I'm thinking I should try to move all these decisions to phase 1 as
much as possible but I'm not sure how feasible it will be to get the
results exactly correct. Of course the cases where it's hardest to
predict are precisely where users would most like to know what's going
to happen...

If anyone has any ideas or tips on how to avoid these problems I'm all ears.
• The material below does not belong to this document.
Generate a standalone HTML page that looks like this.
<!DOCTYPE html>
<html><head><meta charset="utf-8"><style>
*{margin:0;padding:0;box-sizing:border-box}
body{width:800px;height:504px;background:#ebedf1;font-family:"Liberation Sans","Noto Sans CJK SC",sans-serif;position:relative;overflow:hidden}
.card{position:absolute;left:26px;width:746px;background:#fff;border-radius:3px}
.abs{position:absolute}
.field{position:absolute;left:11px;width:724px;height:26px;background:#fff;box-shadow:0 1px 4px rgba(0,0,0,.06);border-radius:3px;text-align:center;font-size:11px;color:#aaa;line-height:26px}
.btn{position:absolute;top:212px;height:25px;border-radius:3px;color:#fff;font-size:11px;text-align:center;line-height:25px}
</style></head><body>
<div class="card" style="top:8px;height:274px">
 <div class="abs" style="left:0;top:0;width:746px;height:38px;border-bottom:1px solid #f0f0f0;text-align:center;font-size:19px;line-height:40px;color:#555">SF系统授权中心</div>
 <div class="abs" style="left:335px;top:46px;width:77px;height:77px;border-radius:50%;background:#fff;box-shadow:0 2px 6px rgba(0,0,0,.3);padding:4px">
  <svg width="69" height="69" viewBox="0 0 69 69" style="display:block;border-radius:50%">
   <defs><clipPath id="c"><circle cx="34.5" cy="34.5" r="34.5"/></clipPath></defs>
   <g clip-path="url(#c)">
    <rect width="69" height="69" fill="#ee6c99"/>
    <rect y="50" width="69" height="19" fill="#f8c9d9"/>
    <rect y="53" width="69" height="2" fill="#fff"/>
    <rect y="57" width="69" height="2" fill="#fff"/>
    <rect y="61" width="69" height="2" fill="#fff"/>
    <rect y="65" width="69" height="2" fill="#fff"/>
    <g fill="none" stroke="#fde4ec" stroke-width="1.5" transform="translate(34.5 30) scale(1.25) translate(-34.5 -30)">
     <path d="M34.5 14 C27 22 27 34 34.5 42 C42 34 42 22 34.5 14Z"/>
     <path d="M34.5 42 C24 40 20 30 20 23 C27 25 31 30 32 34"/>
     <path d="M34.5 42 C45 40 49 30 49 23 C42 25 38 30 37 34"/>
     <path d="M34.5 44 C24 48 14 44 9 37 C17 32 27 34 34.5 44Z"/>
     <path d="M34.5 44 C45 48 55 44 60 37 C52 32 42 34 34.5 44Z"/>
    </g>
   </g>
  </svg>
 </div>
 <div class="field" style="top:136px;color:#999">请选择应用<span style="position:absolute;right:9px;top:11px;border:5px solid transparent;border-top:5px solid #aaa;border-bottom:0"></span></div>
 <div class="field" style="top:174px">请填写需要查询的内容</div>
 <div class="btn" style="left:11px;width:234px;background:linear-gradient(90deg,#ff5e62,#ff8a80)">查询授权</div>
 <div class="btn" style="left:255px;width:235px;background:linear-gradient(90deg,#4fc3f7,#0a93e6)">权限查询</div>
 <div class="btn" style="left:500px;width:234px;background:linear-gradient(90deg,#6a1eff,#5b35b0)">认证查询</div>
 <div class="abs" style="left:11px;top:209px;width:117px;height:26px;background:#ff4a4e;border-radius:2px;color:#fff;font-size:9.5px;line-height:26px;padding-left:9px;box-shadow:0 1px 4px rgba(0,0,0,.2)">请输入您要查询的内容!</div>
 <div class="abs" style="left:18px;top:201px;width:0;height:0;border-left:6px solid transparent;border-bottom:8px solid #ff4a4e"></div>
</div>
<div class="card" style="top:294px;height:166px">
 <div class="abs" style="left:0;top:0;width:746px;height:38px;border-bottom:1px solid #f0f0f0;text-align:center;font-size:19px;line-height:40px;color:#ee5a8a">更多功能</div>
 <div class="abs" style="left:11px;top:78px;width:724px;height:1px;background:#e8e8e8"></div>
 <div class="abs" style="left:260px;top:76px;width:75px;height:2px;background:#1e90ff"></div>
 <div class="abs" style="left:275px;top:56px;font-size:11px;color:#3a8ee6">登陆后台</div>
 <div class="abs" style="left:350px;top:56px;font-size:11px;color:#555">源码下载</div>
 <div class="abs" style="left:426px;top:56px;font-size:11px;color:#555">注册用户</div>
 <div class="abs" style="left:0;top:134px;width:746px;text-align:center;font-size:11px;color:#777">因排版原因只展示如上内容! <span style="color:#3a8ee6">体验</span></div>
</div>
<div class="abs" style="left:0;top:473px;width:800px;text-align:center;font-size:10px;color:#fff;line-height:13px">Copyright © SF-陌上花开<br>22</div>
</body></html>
Currently the output is a bit rough, it looks like:

postgres=# explain alter table x2 add foreign key (i) references x1(i);
┌───────────────────────────────────┐
│            QUERY PLAN             │
├───────────────────────────────────┤
│ Lock Level: ShareRowExclusiveLock │
│ ALTER TABLE: x2                   │
│   Relation: x2                    │
│   Rewrite: none                   │
└───────────────────────────────────┘


postgres***=# explain alter table t add column j integer generated
always as  identity primary key;
┌─────────────────────────────────┐
│           QUERY PLAN            │
├─────────────────────────────────┤
│ Lock Level: AccessExclusiveLock │
│ CREATE SEQUENCE: t_j_seq        │
│ ALTER TABLE: t                  │
│   Relation: t                   │
│   Rewrite: none                 │
│ ALTER SEQUENCE: t_j_seq         │
└─────────────────────────────────┘

postgres***=# explain alter table t set unlogged;
┌─────────────────────────────────────┐
│             QUERY PLAN              │
├─────────────────────────────────────┤
│ Lock Level: AccessExclusiveLock     │
│ ALTER TABLE: t                      │
│   Relation: t                       │
│   Rewrite: Due to ALTER PERSISTENCE │
└─────────────────────────────────────┘

postgres***=# explain alter table t alter column i set not null;
┌─────────────────────────────────┐
│           QUERY PLAN            │
├─────────────────────────────────┤
│ Lock Level: AccessExclusiveLock │
│ ALTER TABLE: t                  │
│   Relation: t                   │
│   Rewrite: none                 │
│   Relation: t2                  │
│   Rewrite: none                 │
└─────────────────────────────────┘


--
greg
Reply | Threaded
Open this post in threaded view
|

Re: Thinking about EXPLAIN ALTER TABLE

Peter Geoghegan-4
On Fri, Dec 7, 2018 at 1:18 PM Greg Stark <[hidden email]> wrote:
> I've been poking around with a feature I've wanted a number of times
> in the past, "EXPLAIN ALTER TABLE". The idea is that there are a bunch
> of optimizations in ALTER TABLE to minimize the amount of work and
> lock levels but it's really hard for users to tell whether they've
> written their ALTER TABLE commands carefully enough and properly to
> trigger the optimizations. As a result it's really easy for to
> accidentally take an exclusive lock and/or do a full table rewrite
> when you were expecting to just do a quick catalog update.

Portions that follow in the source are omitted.